A brief descent in an elevator brings the Simpsons straight to the doorstep of Moe’s Tavern. Here, the first mid-level boss appears – a pair of mobsters dressed in ill-fitting suits. These two are seen casually strolling by in the levels prior. They aren’t too tough to defeat, and nor is the boss found at the end of Moe’s bar – an intoxicated skinhead. As well as Barney and Bleeding Gums Murphy, this level features another cameo – Princess Kashmir, the erotic dancer that Bart catches Homer with via spy camera. If Homer stands next to the dancer he’ll perform his ‘victory dance’ – yet another nice touch.
The next stage is Springfield Butte, featuring the Bigfoot monster that Homer was once mistaken for. This level is the first where jumping is essential to progress. I know this because the cabinet I used to play on as a child had a broken 2P jump button, making this the end of the line for whoever I had dragged into the arcade. This reasonably short level features a boss battle with the colossal bear freed during a ruckus in the Krustyland stage. Once beaten it’s revealed that it was in fact a man dressed in a bear costume all along. Presumably, Konami felt it unsavoury to depict harm to animals.

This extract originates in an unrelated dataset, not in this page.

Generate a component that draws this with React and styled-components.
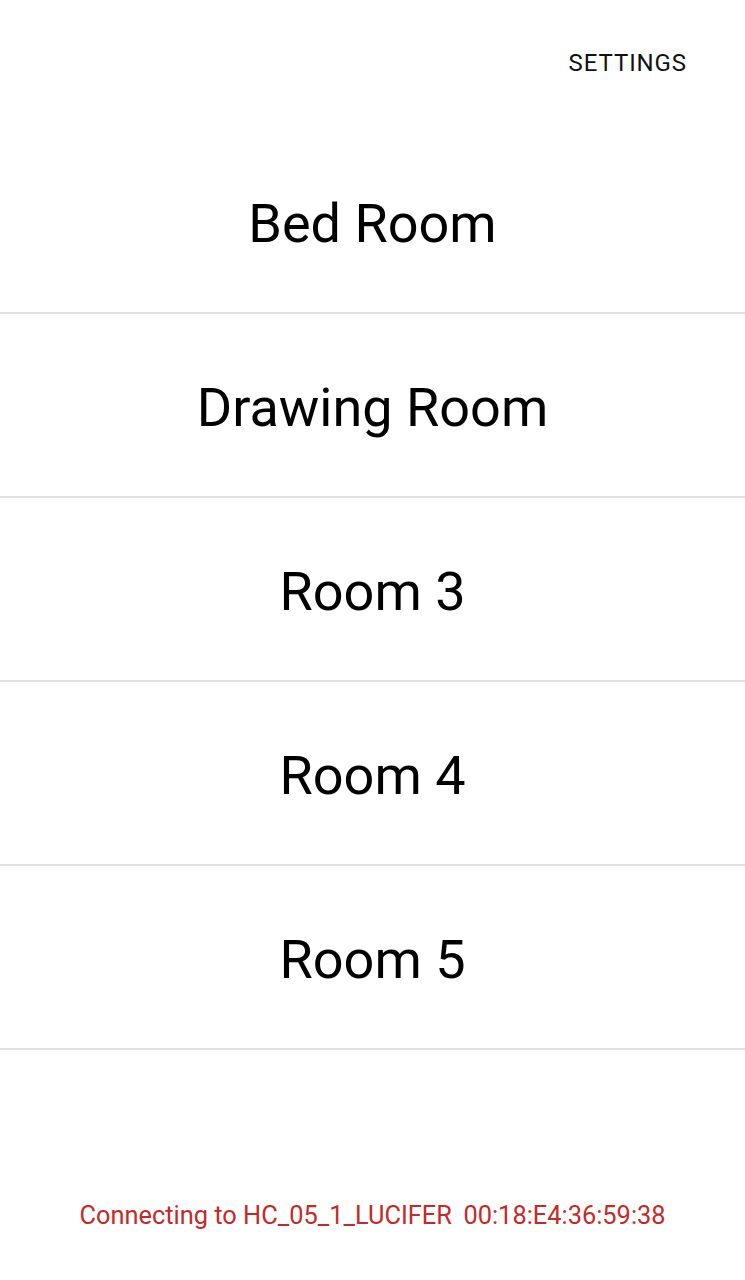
import React from "react";
import styled, { createGlobalStyle } from "styled-components";

const GlobalStyle = createGlobalStyle`
  html, body {
    margin: 0;
    padding: 0;
    background: #fff;
  }
  body {
    font-family: Roboto, "Noto Sans", sans-serif;
  }
`;

const rooms = ["Bed Room", "Drawing Room", "Room 3", "Room 4", "Room 5"];

function App() {
  return (
    <Screen>
      <GlobalStyle />
      <TopBar>
        <SettingsButton>SETTINGS</SettingsButton>
      </TopBar>
      <RoomList>
        {rooms.map((room) => (
          <RoomRow key={room}>{room}</RoomRow>
        ))}
      </RoomList>
      <Status>Connecting to HC_05_1_LUCIFER{"\u2009 "}00:18:E4:36:59:38</Status>
    </Screen>
  );
}

const Screen = styled.div`
  width: 745px;
  height: 1280px;
  display: flex;
  flex-direction: column;
  background: #fff;
  overflow: hidden;
`;

const TopBar = styled.div`
  height: 130px;
  flex-shrink: 0;
  display: flex;
  justify-content: flex-end;
  align-items: flex-start;
  padding-right: 58px;
  box-sizing: border-box;
`;

const SettingsButton = styled.div`
  margin-top: 49px;
  font-size: 24px;
  font-weight: 400;
  letter-spacing: 0.9px;
  color: #111;
`;

const RoomList = styled.div`
  display: flex;
  flex-direction: column;
`;

const RoomRow = styled.div`
  height: 184px;
  box-sizing: border-box;
  border-bottom: 2px solid #e0e0e0;
  display: flex;
  align-items: center;
  justify-content: center;
  padding-top: 4px;
  font-size: 54px;
  color: #000;
`;

const Status = styled.div`
  margin-top: auto;
  margin-bottom: 50px;
  text-align: center;
  font-size: 25.4px;
  color: #c42a2a;
`;

export default App;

Plummeting from the end of a cliff – Springfield gorge, quite possibly – sends the Simpsons into a daze, prompting an unexpected ‘Dream World’ stage. The difficulty level ramps up slightly here due to the inclusion of some pesky flying enemies. The boss too can be taxing – a monster bowling ball that stomps the ground and thrashes his arms around.
The next stage is also a little unexpected – the Channel 6 Studio. You certainly can’t knock this level for variety though. As our heroes make their way across different sets they get to battle space aliens, robots, and ninjas before taking on a kabuki warrior. With Mr. Burns the only evil doer in the show at the time, Konami really did have to use their imagination when it came to boss battles.
Springfield Power Plant is the setting for the final stage. Although the developers could have potentially had the Simpsons brawling in the power plant’s corridors, we instead have two boss battles back-to-back.
Smithers is up first, and after nonsensically yelling “Welcome to my world!” he begins to throw bombs. Some of these can be picked up and thrown back; the means of defeating him quickly. Mr Burns then appears in a nuclear-powered suit. This battle has been clearly designed to get gamers emptying their pockets – Burns has a couple of cheap attacks, and just when you think the suit has been destroyed it transforms into something else, at one stage resembling a hovercraft.
Just before the end credits roll and the yellow fellows walk off into the sunset with Maggie, a short cut-scene occurs – Homer takes the diamond out of Maggie’s mouth and tosses it to one side. In the words of McBane: “That’s the joke.”
It’s often believed that The Simpsons Arcade never received a home release, but that’s not quite the case. Due to Acclaim holding the rights for Simpsons console games, Konami could only release their arcade hit on computers, resulting in versions for both PC and Commodore 64.
Although two-player only, the PC version is reasonably faithful. That’s more than what can be said for the C64 iteration, which suffers from stiff controls and a far slower pace. It does at least feature some neatly drawn static cut-scenes.
Konami also re-released the game on XBLA and PSN briefly back in 2012, adding online play, a survival mode, and the chance to play the Japanese version. After twenty long years, fans could finally play the first, and arguably best, Simpsons game from the comfort of their very own couch.